At Ross Insurance, each of the nearly 20 insurance companies the firm will soon represent is listed across the top of a 2-foot-wide spreadsheet. Every time a company comes out with a new discount, a new program or some sort of bell or whistle in the way it will handle auto insurance in Massachusetts in this new era, that detail gets added to the spreadsheet.

"We unfold it in a war room when we need to talk about it," said Ross, vice president of the company that employs 10 people. "It's the only way we could keep track. These companies are coming up with something new every day."

"It's going to be a nightmare," said Albert J. Adams, a 30-year veteran of the business, who owns his own agency, Al Adams Insurance in Agawam. "It is going to take two years before anybody knows anything."

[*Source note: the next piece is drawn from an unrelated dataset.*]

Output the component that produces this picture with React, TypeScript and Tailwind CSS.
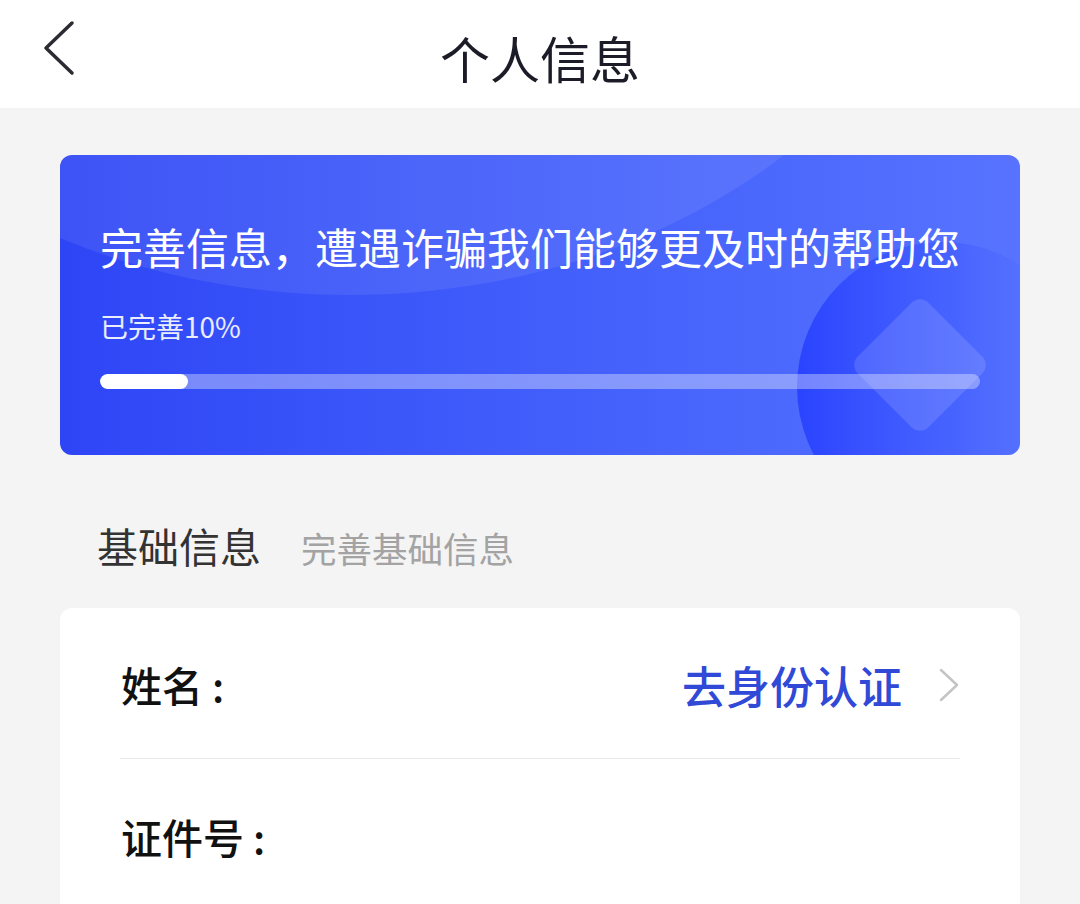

According to the Massachusetts Association of Insurance Agents, there are 1,600 independent insurance agencies in the state. Frank A. Mancini, president and chief executive officer of the association, estimates that 250 of those agencies are in Berkshire, Franklin, Hampshire and Hampden counties.

While the changes to the auto insurance industry are expected to bring lower rates, they will also introduce differences in policies and variety in discounts. 
 
"Customers won't be able to compare apples to apples anymore," Ross said.

Agents already deal with similar competition in other lines of their business like homeowners or life insurance, so they are prepared in a way to deal with the change, Cochrane said.

Joseph Passy of Aurora Insurance Agency in Springfield, said that while he sells other coverage, "personal auto is the bread and butter" of his business.

It is also how he starts a relationship with most of his customers, Passy said. Most people get car insurance first, he said, before they buy a home and need homeowners or open a business and need coverage for the business.

"Once they get auto coverage from me, they are likely to come back," Passy said.

That's why Adams said he pays attention to every Progressive Insurance advertisement he sees. The company expects to enter the Massachusetts market in May, but won't have agents until 2009. In the meantime, it will sell the coverage on its Web site.

Ross said it is up to agents to stress service. That's the way they will be able to compete with Internet sales sites.

Drivers' records, specifically accidents and moving violations, will go a long way to figuring their new insurance rates, according to Adams. "I think you'll see bad drivers riding around on bicycles because they won't be able to afford the new rates," he said. "Maybe that's the way it should be."

While Ross said he's already fielding inquiries from customers, he said it won't really be an issue for most people until their current yearlong policy expires. Canceling an existing policy early to take advantage of the new rates could mean penalties and may not be worth it, he said.

"I think we are all going to have a steep learning curve," Ross said. "In the first couple of years there will be a lot of unsettled customers because change is unsettling."